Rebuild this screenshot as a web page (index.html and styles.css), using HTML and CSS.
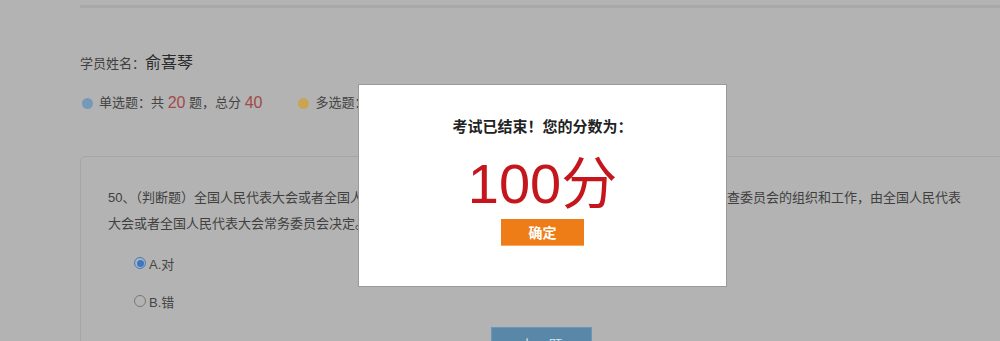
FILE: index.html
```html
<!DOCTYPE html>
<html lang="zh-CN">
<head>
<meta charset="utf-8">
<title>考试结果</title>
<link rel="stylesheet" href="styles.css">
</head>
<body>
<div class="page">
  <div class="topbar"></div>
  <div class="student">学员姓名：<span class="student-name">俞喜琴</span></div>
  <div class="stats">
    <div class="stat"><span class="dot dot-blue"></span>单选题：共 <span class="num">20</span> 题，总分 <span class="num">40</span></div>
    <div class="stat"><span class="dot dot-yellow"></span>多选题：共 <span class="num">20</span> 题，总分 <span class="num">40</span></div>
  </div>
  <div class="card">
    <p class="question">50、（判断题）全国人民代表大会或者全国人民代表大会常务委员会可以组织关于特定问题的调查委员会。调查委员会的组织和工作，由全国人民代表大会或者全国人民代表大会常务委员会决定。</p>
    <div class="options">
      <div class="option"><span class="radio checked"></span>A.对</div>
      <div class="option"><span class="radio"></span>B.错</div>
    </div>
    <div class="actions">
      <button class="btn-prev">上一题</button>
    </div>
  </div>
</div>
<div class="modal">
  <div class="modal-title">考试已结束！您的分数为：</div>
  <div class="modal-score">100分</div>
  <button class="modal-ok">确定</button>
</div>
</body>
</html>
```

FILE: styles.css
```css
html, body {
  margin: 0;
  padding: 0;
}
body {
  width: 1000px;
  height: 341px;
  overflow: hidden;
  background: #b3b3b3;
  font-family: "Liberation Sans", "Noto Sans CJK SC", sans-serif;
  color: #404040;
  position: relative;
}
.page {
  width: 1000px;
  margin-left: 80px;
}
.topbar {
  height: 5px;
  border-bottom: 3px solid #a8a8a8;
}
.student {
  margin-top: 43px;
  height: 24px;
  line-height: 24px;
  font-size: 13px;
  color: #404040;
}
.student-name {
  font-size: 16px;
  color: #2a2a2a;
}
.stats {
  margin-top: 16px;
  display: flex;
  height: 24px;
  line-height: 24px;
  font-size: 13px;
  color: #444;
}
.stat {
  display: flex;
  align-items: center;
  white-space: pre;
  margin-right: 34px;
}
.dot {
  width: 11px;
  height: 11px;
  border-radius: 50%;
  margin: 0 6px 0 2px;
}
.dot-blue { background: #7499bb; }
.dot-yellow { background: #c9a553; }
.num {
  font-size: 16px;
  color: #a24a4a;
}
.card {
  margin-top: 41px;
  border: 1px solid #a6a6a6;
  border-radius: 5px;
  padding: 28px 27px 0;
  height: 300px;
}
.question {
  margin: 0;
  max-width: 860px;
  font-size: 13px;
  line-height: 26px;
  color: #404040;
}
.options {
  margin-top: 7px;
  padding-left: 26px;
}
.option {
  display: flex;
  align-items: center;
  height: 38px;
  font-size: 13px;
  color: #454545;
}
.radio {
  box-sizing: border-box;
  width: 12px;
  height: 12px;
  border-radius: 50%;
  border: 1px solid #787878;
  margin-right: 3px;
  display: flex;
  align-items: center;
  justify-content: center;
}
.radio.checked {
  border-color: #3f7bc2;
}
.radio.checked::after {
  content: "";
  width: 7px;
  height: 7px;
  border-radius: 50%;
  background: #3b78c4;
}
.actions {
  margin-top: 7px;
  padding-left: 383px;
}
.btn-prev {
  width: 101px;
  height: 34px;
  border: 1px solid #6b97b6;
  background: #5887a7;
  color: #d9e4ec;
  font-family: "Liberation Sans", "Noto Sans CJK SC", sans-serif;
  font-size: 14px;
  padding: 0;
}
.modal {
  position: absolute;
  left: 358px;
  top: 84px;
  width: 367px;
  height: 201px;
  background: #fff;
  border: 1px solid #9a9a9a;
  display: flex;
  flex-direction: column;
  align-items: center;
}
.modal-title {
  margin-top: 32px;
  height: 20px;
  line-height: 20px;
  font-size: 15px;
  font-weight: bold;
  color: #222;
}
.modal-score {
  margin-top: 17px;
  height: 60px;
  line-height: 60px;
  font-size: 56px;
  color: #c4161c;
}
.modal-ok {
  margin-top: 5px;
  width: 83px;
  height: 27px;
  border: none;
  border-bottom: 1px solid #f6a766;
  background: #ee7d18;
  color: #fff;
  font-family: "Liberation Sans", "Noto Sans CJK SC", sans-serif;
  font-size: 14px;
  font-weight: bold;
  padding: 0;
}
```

Short task: Count how many lines above carry the word "styles". Only the number is required.

Solution to this exercise: 3